Di Luigi Gnaccarini
C’è un momento preciso in cui ho capito che San Quirico d’Orcia non è solo un borgo, ma un luogo che ti entra dentro. Stavo camminando lungo i suoi vicoli stretti in una mattina d’inverno, il freddo pungente mitigato dal profumo della legna che bruciava nei camini. Il silenzio era totale, interrotto solo dai miei passi e dal lieve suono del vento che si infilava tra le antiche mura. Era come se il tempo avesse deciso di fermarsi lì, in quell’atmosfera sospesa tra passato e presente.
Arrivare a San Quirico d’Orcia in inverno è come entrare in un dipinto che prende vita. Le colline della Val d’Orcia, leggermente avvolte da una bruma invernale, si srotolano dolcemente fino all’orizzonte, punteggiate da cipressi e casali che sembrano usciti da una fiaba. L’inverno aggiunge un tocco di magia: i colori sono più intensi, l’aria limpida amplifica la bellezza di ogni dettaglio.
Ho iniziato la mia esplorazione dalla Collegiata dei Santi Quirico e Giulitta. Le sue porte scolpite, leggermente coperte da un velo di umidità mattutina, mi hanno subito attratto. Entrando, il silenzio era ancora più avvolgente. La luce filtrava dalle finestre creando riflessi morbidi sulle pareti di pietra, trasformando la chiesa in un luogo di meditazione. Mi sono chiesta quante persone, nei secoli, avessero trovato qui un rifugio dal freddo e un conforto spirituale.
Poi c’è stato il momento degli Horti Leonini, un’oasi di geometrie e pace anche in inverno. Passeggiare tra le siepi spoglie, respirando l’aria fresca, è stato un invito a rallentare. Seduta su una panchina, ho osservato il giardino avvolto da un’atmosfera tranquilla e rarefatta, con il cielo grigio che accentuava la bellezza delle simmetrie rinascimentali.
Ma il ricordo più intenso di San Quirico è legato al celebre Boschetto dei Cipressi, raggiunto seguendo un sentiero che sembrava quasi scolpito nel paesaggio invernale. I cipressi, solitari e maestosi, si stagliavano contro il cielo bianco di nuvole basse. Mi sono seduto lì, osservando l’orizzonte e lasciandomi avvolgere dal silenzio.
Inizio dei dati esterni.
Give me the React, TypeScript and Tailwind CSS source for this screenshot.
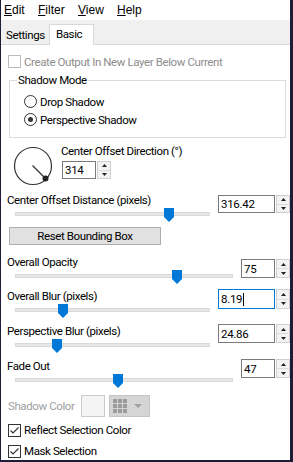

È stato un momento di connessione profonda con la natura e con il senso di eternità che solo luoghi come questo sanno trasmettere.
A completare la giornata è stata la cucina: un piatto fumante di pici al ragù di cinghiale e un bicchiere di vino rosso corposo, sorseggiato di fronte a un camino acceso. Ogni sapore era un omaggio alla terra e alla tradizione, un’esperienza che parlava di mani sapienti e di amore per la semplicità.
San Quirico d’Orcia, in inverno, non è solo un luogo da visitare: è un rifugio per l’anima. È un’esperienza da vivere lentamente, un incontro intimo con la bellezza autentica della Toscana, un luogo che invita a tornare, perché sai che ogni stagione svelerà qualcosa di nuovo, qualcosa che ancora non hai scoperto.